» Short exercise: In the listing below, identify each line with the word "this" and return those lines.

---

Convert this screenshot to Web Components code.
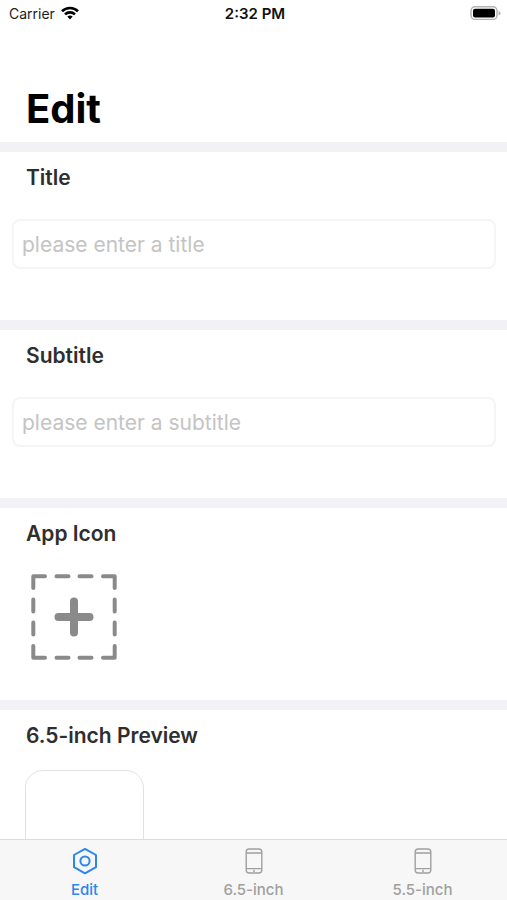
<!DOCTYPE html>
<html lang="en">
<head>
<meta charset="utf-8">
<meta name="viewport" content="width=device-width, initial-scale=1">
<title>Edit</title>
<style>
  body { margin: 0; background: #fff; color: #000; font-family: Inter, "Liberation Sans", sans-serif; }
</style>
</head>
<body>
<edit-screen></edit-screen>
<script>
const define = (name, html, setup) => {
  const template = document.createElement('template');
  template.innerHTML = html;
  customElements.define(name, class extends HTMLElement {
    connectedCallback() {
      if (this.shadowRoot) return;
      const root = this.attachShadow({ mode: 'open' });
      root.append(template.content.cloneNode(true));
      if (setup) setup(this, root);
    }
  });
};

define('status-bar', `
  <style>
    :host { display: grid; grid-template-columns: 1fr auto 1fr; align-items: center; height: 26px; padding: 0 6px 0 9px; font-size: 14px; color: #1c1c1c; flex: none; box-sizing: border-box; }
    .carrier { display: flex; align-items: center; gap: 6px; }
    .time { font-size: 15px; font-weight: 600; color: #111; }
    svg { display: block; }
    .battery { justify-self: end; }
  </style>
  <div class="carrier"><span>Carrier</span>
    <svg width="18" height="14" viewBox="0 0 18 14" fill="none" stroke="#000" stroke-width="2.6" aria-label="Wi-Fi">
      <path d="M1 5.2C5.4.9 12.6.9 17 5.2"/><path d="M4 8.4C6.8 5.7 11.2 5.7 14 8.4"/><path d="M6.3 10.6Q9 8.2 11.7 10.6L9 13.6Z" fill="#000" stroke="none"/>
    </svg>
  </div>
  <span class="time">2:32 PM</span>
  <svg class="battery" width="31" height="14" viewBox="0 0 31 14" aria-label="Battery full">
    <rect x="1" y=".8" width="26" height="12.6" rx="4" fill="#fff" stroke="#b4b4b4" stroke-width="1.5"/>
    <rect x="3" y="2.8" width="22" height="8.6" rx="2" fill="#000"/>
    <path d="M28.5 5v4.4Q30.6 8.8 30.6 7.2T28.5 5Z" fill="#b4b4b4"/>
  </svg>`);

define('page-heading', `
  <style>
    :host { display: block; padding: 62px 26px 12px; }
    h1 { margin: 0; font-size: 40px; line-height: 42px; font-weight: 700; }
  </style>
  <h1><slot></slot></h1>`);

define('form-section', `
  <style>
    :host { display: block; border-top: 10px solid #f2f2f6; padding-bottom: 51px; }
    h2 { margin: 0; padding: 12px 26px 0; font-size: 21px; line-height: 28px; font-weight: 600; color: #2e2e2e; }
  </style>
  <h2><slot name="heading"></slot></h2>
  <slot></slot>`);

define('text-field', `
  <style>
    :host { display: block; padding: 27px 11px 0 12px; }
    input { display: block; box-sizing: border-box; width: 100%; height: 50px; padding: 0 8px; border: 2px solid #f5f5f5; border-radius: 8px; background: #fff; font: inherit; font-size: 21px; color: #2e2e2e; outline: none; }
    input::placeholder { color: #c4c4c4; opacity: 1; }
    input:focus { border-color: #c4c4c4; }
  </style>
  <input type="text">`, (host, root) => {
    const input = root.querySelector('input');
    input.placeholder = host.getAttribute('placeholder');
    input.setAttribute('aria-label', host.getAttribute('label'));
  });

define('icon-picker', `
  <style>
    :host { display: block; padding: 25px 30px 0; margin-bottom: -12px; }
    button { display: block; padding: 0; border: 0; background: none; cursor: pointer; }
    svg { display: block; }
  </style>
  <button type="button" aria-label="Add app icon">
    <svg width="88" height="88" viewBox="0 0 88 88" fill="none" stroke="#8a8a8a" stroke-width="4" stroke-linecap="round" stroke-linejoin="round">
      <path d="M3.3 15V3.3H15M26.5 3.3H38.5M49.5 3.3H61.5M73 3.3H84.7V15M84.7 26.5V38.5M84.7 49.5V61.5M84.7 73V84.7H73M61.5 84.7H49.5M38.5 84.7H26.5M15 84.7H3.3V73M3.3 61.5V49.5M3.3 38.5V26.5"/>
      <path d="M44 28.5V59.5M28.5 44H59.5" stroke-width="8"/>
    </svg>
  </button>`);

define('preview-card', `
  <style>
    :host { display: block; margin: 20px 25px 0; width: 119px; height: 256px; box-sizing: border-box; border: 1px solid #e2e2e2; border-radius: 18px; background: #fff; }
  </style>`);

define('tab-item', `
  <style>
    :host { display: block; flex: 1; }
    button { display: flex; flex-direction: column; align-items: center; gap: 5px; width: 100%; padding: 7px 0 0; border: 0; background: none; font: inherit; font-size: 15px; font-weight: 500; line-height: 20px; color: #a0a0a0; cursor: pointer; }
    button[aria-selected="true"] { color: #2b87ec; }
  </style>
  <button type="button" role="tab"><slot name="icon"></slot><span><slot></slot></span></button>`, (host, root) => {
    root.querySelector('button').setAttribute('aria-selected', host.hasAttribute('selected'));
  });

define('phone-icon', `
  <style>:host, svg { display: block; }</style>
  <svg width="28" height="28" viewBox="0 0 28 28" fill="none" stroke="#a0a0a0" stroke-width="1.4">
    <rect x="6.2" y="2" width="15.6" height="24" rx="3"/><path d="M6.2 6H21.8M6.2 21.6H21.8"/><path d="M14 22.8V25"/>
  </svg>`);

define('hexagon-icon', `
  <style>:host, svg { display: block; }</style>
  <svg width="28" height="28" viewBox="0 0 28 28" fill="none" stroke="#2b87ec" stroke-width="2" stroke-linejoin="round">
    <path d="M14 1.9 25 8V20.2L14 26.3 3 20.2V8Z"/><circle cx="14" cy="14" r="4.6"/>
  </svg>`);

define('tab-bar', `
  <style>
    :host { display: flex; flex: none; height: 60px; border-top: 1px solid #dcdcdc; background: #f7f7f7; }
  </style>
  <slot></slot>`, host => host.setAttribute('role', 'tablist'));

define('edit-screen', `
  <style>
    :host { display: flex; flex-direction: column; height: 100vh; }
    main { flex: 1; min-height: 0; overflow-y: auto; scrollbar-width: none; }
  </style>
  <status-bar></status-bar>
  <main>
    <page-heading>Edit</page-heading>
    <form-section><span slot="heading">Title</span><text-field label="Title" placeholder="please enter a title"></text-field></form-section>
    <form-section><span slot="heading">Subtitle</span><text-field label="Subtitle" placeholder="please enter a subtitle"></text-field></form-section>
    <form-section><span slot="heading">App Icon</span><icon-picker></icon-picker></form-section>
    <form-section><span slot="heading">6.5-inch Preview</span><preview-card></preview-card></form-section>
  </main>
  <tab-bar>
    <tab-item selected><hexagon-icon slot="icon"></hexagon-icon>Edit</tab-item>
    <tab-item><phone-icon slot="icon"></phone-icon>6.5-inch</tab-item>
    <tab-item><phone-icon slot="icon"></phone-icon>5.5-inch</tab-item>
  </tab-bar>`);
</script>
</body>
</html>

---

» Result:
Convert this screenshot to Web Components code.
      if (this.shadowRoot) return;
      const root = this.attachShadow({ mode: 'open' });
      if (setup) setup(this, root);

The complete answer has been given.